---------- TASK INPUTS ----------

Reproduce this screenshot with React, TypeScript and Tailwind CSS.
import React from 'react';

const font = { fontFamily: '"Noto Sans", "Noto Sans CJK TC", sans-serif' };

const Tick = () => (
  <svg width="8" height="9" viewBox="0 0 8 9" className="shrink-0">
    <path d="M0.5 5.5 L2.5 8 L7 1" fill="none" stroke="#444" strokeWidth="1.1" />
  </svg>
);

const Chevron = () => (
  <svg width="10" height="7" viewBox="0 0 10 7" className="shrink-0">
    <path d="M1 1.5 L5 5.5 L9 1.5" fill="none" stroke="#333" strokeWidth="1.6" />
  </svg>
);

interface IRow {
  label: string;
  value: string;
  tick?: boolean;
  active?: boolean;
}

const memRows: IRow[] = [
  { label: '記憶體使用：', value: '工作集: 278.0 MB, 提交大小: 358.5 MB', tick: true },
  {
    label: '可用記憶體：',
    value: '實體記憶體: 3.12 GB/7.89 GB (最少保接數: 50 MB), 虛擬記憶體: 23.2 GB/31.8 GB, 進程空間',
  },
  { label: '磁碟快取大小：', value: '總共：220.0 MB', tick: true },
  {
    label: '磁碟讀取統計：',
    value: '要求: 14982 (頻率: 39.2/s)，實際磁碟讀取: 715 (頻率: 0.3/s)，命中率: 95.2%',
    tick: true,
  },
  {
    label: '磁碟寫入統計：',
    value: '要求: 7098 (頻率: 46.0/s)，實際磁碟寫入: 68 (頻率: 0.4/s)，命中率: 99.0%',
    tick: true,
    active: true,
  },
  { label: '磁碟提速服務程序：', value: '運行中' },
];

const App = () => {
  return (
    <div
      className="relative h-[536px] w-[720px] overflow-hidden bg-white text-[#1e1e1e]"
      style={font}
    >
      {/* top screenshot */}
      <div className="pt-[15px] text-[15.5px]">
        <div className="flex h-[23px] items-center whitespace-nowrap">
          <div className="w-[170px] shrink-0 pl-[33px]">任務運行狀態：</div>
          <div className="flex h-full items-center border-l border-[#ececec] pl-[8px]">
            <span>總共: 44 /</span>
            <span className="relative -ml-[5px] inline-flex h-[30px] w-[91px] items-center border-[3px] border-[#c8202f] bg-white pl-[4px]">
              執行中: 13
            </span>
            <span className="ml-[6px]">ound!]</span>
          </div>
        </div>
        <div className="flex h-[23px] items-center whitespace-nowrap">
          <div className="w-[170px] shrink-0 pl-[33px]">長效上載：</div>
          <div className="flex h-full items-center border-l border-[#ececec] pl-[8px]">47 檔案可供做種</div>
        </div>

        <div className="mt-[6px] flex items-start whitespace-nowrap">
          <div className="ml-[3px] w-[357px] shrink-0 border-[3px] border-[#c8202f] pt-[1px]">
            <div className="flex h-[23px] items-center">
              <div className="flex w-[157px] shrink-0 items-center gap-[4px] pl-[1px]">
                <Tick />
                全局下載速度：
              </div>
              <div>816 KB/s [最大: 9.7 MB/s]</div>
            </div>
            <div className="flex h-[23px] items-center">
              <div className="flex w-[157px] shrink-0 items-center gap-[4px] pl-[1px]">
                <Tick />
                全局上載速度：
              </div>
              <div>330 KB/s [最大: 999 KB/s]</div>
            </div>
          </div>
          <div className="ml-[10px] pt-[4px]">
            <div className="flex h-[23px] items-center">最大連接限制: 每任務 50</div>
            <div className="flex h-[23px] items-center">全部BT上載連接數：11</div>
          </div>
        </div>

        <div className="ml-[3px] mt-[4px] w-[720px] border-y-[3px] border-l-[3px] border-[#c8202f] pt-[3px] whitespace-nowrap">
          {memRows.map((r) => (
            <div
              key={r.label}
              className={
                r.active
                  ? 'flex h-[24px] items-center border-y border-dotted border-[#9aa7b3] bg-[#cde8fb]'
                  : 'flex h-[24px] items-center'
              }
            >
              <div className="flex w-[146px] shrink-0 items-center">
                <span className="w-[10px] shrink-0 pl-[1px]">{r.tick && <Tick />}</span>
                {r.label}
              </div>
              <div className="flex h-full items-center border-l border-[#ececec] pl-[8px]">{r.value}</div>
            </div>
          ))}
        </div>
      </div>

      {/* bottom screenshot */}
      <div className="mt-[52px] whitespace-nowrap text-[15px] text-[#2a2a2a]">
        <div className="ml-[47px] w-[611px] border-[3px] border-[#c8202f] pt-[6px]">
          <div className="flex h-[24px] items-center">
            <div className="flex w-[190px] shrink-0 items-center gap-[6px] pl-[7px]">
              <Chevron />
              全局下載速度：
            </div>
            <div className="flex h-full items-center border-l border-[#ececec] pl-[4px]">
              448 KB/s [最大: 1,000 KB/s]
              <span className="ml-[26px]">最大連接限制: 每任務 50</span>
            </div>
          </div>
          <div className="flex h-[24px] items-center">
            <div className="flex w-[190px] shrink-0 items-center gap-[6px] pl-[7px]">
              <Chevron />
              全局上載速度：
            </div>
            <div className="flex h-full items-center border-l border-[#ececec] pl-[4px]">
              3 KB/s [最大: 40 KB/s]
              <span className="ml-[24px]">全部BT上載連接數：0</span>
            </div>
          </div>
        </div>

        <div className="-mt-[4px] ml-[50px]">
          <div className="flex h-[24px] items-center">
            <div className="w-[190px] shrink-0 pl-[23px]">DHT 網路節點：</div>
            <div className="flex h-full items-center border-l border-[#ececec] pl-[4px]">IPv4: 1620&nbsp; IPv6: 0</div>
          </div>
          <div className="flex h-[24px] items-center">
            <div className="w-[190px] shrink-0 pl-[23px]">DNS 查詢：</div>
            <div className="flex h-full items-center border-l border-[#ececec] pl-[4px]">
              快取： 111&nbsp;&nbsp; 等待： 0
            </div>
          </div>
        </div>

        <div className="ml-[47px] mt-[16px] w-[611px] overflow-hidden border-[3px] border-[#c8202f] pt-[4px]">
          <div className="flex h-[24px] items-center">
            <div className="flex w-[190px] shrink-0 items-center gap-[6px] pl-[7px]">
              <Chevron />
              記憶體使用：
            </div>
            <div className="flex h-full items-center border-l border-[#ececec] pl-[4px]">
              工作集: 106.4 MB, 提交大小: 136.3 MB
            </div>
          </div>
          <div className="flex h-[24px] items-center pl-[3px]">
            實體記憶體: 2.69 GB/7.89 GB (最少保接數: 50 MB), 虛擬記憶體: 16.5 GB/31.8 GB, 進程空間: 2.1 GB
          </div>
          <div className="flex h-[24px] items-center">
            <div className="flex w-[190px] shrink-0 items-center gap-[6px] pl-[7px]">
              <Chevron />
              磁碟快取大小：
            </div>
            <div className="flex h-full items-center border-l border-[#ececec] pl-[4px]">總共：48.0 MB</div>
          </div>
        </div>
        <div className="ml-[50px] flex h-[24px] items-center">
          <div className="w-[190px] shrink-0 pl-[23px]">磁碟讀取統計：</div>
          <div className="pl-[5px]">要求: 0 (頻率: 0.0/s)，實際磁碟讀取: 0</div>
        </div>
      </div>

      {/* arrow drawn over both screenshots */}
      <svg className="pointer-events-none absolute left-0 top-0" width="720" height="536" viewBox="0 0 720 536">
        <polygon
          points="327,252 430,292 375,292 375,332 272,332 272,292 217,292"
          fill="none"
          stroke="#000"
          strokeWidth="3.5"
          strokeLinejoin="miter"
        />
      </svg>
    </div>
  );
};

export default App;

----------
---------- TASK INPUTS ----------

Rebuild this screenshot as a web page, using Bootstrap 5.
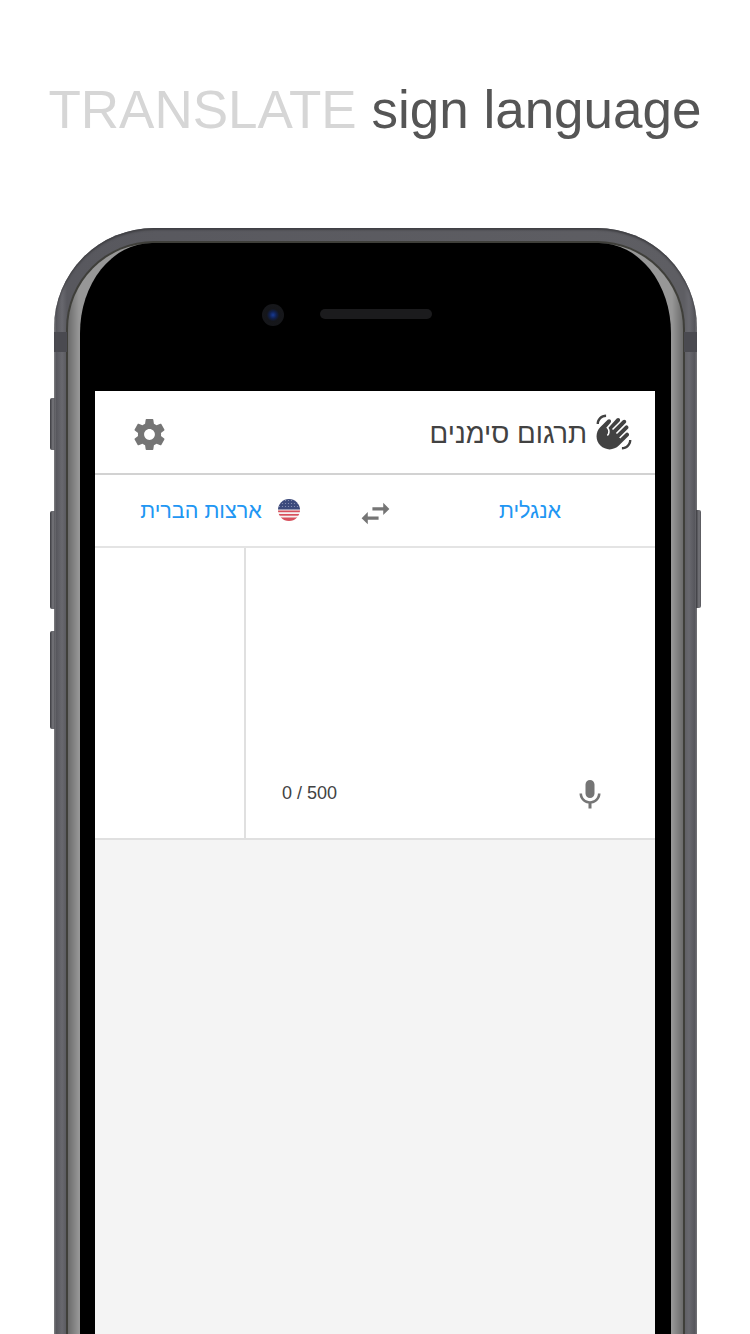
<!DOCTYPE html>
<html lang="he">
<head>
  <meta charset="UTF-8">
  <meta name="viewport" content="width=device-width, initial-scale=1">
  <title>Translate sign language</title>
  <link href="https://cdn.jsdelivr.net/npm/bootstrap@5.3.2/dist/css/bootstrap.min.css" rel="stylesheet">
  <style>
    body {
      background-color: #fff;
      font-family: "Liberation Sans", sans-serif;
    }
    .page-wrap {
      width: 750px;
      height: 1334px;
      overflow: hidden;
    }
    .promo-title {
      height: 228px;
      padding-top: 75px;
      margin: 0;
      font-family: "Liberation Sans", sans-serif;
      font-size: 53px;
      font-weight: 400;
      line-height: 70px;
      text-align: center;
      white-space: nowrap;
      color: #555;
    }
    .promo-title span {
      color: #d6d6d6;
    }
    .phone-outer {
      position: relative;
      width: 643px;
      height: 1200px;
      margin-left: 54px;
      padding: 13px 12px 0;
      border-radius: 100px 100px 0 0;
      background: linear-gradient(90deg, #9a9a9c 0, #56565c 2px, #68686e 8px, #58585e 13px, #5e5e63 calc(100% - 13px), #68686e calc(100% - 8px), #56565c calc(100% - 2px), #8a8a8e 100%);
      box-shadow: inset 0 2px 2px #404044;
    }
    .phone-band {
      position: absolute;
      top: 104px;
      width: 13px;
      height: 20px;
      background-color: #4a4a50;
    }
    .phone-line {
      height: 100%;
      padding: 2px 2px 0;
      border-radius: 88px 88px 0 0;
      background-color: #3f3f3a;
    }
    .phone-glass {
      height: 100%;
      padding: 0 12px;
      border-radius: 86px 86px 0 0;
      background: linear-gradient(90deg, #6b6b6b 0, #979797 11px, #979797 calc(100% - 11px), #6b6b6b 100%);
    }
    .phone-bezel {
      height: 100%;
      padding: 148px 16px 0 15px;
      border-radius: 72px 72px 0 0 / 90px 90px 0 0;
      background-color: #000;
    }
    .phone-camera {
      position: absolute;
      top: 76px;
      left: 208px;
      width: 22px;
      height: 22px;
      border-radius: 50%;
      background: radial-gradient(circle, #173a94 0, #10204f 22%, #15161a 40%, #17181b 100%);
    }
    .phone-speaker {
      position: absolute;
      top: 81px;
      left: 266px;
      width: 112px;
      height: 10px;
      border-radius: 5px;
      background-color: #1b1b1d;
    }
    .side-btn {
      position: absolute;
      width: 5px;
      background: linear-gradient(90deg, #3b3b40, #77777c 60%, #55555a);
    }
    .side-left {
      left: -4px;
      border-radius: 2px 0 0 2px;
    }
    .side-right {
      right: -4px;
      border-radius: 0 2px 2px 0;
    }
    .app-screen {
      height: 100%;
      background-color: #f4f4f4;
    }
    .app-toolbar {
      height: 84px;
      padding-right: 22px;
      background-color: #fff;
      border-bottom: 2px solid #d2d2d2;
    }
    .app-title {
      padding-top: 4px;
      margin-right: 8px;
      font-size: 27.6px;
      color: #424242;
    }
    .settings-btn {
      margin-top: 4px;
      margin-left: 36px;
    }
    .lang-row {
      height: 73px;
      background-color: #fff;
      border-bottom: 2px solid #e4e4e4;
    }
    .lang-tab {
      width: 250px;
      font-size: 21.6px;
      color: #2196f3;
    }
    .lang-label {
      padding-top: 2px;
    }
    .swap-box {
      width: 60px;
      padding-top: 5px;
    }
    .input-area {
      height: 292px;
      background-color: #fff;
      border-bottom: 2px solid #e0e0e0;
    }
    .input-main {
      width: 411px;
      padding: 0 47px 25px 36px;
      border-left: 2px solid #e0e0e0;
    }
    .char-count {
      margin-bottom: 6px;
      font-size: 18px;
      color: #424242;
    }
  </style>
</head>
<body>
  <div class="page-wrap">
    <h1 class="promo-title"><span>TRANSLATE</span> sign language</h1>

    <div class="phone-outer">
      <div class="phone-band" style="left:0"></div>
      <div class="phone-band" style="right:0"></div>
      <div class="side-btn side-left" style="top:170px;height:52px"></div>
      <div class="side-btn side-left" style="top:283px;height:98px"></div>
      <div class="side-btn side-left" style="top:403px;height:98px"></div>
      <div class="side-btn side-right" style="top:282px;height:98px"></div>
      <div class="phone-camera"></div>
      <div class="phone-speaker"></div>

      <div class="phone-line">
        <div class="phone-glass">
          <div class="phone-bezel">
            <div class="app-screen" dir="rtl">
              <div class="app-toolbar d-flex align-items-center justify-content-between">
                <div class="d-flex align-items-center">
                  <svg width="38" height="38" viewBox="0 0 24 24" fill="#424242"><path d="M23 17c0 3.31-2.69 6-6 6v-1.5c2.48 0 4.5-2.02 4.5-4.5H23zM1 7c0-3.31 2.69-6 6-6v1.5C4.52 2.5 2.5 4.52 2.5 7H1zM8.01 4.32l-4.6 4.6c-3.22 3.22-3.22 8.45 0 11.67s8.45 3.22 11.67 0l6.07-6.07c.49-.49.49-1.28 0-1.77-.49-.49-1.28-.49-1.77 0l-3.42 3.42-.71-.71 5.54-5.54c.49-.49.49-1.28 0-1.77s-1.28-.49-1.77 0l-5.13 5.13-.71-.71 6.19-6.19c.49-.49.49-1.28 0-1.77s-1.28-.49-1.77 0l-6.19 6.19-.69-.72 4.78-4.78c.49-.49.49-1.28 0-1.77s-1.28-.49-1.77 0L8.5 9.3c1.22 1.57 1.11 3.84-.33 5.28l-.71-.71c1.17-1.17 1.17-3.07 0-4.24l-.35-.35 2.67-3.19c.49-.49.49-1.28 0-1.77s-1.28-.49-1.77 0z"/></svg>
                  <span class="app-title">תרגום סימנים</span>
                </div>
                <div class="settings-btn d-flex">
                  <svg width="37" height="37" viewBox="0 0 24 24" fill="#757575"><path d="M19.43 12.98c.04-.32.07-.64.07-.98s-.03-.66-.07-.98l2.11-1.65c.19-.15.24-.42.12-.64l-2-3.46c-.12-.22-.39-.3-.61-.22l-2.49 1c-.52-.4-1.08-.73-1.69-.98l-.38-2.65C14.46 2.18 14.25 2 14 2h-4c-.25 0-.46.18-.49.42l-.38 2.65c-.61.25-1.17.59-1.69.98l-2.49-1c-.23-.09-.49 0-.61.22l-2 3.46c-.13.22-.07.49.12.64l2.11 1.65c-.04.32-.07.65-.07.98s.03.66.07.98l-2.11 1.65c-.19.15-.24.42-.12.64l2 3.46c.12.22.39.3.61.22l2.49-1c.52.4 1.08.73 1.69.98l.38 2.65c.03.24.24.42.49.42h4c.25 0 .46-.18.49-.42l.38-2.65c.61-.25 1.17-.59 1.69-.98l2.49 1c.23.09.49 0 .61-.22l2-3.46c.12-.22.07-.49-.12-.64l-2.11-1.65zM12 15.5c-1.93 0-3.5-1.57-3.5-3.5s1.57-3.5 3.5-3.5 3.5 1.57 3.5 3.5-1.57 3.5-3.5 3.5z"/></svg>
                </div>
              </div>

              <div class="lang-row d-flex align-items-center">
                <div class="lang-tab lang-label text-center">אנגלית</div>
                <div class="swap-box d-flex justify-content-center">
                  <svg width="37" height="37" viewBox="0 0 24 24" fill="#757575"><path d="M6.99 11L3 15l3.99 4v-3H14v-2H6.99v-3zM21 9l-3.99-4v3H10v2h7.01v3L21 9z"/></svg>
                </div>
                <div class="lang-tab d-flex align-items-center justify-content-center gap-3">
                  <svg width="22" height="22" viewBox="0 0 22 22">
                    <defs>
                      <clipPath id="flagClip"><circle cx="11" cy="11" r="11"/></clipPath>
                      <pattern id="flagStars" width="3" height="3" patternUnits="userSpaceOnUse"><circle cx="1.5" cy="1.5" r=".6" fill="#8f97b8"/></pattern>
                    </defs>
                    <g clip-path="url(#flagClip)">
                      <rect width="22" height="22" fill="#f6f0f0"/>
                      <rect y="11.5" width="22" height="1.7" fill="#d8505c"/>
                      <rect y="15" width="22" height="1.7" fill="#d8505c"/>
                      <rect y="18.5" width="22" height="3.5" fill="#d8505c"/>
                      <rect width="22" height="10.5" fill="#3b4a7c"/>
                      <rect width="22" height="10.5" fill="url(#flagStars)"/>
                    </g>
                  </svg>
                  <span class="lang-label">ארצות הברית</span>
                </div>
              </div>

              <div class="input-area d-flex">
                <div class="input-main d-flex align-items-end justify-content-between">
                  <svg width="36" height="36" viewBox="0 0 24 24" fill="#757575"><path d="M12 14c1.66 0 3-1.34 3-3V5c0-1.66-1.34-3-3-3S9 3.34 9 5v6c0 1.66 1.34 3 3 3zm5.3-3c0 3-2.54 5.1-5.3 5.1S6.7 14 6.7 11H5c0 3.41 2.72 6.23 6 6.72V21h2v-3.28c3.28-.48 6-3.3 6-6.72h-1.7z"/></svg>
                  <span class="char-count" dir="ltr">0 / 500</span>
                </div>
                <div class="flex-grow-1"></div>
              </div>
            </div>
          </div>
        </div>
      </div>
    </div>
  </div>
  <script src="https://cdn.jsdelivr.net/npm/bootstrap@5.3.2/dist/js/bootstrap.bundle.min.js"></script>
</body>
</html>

----------
---------- TASK INPUTS ----------

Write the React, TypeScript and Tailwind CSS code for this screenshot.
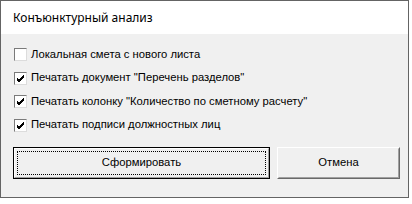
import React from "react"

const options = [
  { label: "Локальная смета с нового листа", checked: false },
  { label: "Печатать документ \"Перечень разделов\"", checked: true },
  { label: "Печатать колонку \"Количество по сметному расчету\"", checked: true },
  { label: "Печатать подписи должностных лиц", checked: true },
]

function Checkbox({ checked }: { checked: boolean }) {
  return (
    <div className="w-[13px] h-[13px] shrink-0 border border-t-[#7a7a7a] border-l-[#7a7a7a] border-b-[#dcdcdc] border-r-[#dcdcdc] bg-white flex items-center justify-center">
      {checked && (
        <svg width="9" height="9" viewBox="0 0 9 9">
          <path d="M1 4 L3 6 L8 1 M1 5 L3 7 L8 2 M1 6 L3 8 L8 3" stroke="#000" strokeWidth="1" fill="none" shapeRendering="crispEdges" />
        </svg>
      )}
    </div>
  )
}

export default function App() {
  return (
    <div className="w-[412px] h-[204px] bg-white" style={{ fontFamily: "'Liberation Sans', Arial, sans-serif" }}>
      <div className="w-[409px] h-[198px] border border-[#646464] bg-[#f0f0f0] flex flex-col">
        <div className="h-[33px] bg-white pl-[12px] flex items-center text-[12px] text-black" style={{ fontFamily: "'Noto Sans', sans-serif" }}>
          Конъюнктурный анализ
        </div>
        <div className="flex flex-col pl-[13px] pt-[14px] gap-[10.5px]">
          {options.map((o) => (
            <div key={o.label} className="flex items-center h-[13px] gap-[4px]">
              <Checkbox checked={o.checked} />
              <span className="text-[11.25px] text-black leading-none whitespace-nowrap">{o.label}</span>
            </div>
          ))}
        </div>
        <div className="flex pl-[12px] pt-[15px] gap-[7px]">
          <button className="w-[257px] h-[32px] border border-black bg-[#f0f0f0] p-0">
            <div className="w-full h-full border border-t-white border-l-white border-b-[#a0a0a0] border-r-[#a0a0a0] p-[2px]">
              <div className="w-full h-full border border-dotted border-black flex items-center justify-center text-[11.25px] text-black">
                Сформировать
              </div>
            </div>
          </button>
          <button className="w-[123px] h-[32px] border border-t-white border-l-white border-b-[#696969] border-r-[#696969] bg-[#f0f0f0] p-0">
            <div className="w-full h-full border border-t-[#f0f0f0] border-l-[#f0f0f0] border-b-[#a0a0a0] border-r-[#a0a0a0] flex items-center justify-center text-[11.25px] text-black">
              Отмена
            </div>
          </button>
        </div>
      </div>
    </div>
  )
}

----------

## EXERCISE DESCRIPTION
Read the entries above, then pull out the lines that include "page".

## COMPLETE ANSWER
Rebuild this screenshot as a web page, using Bootstrap 5.
    .page-wrap {
  <div class="page-wrap">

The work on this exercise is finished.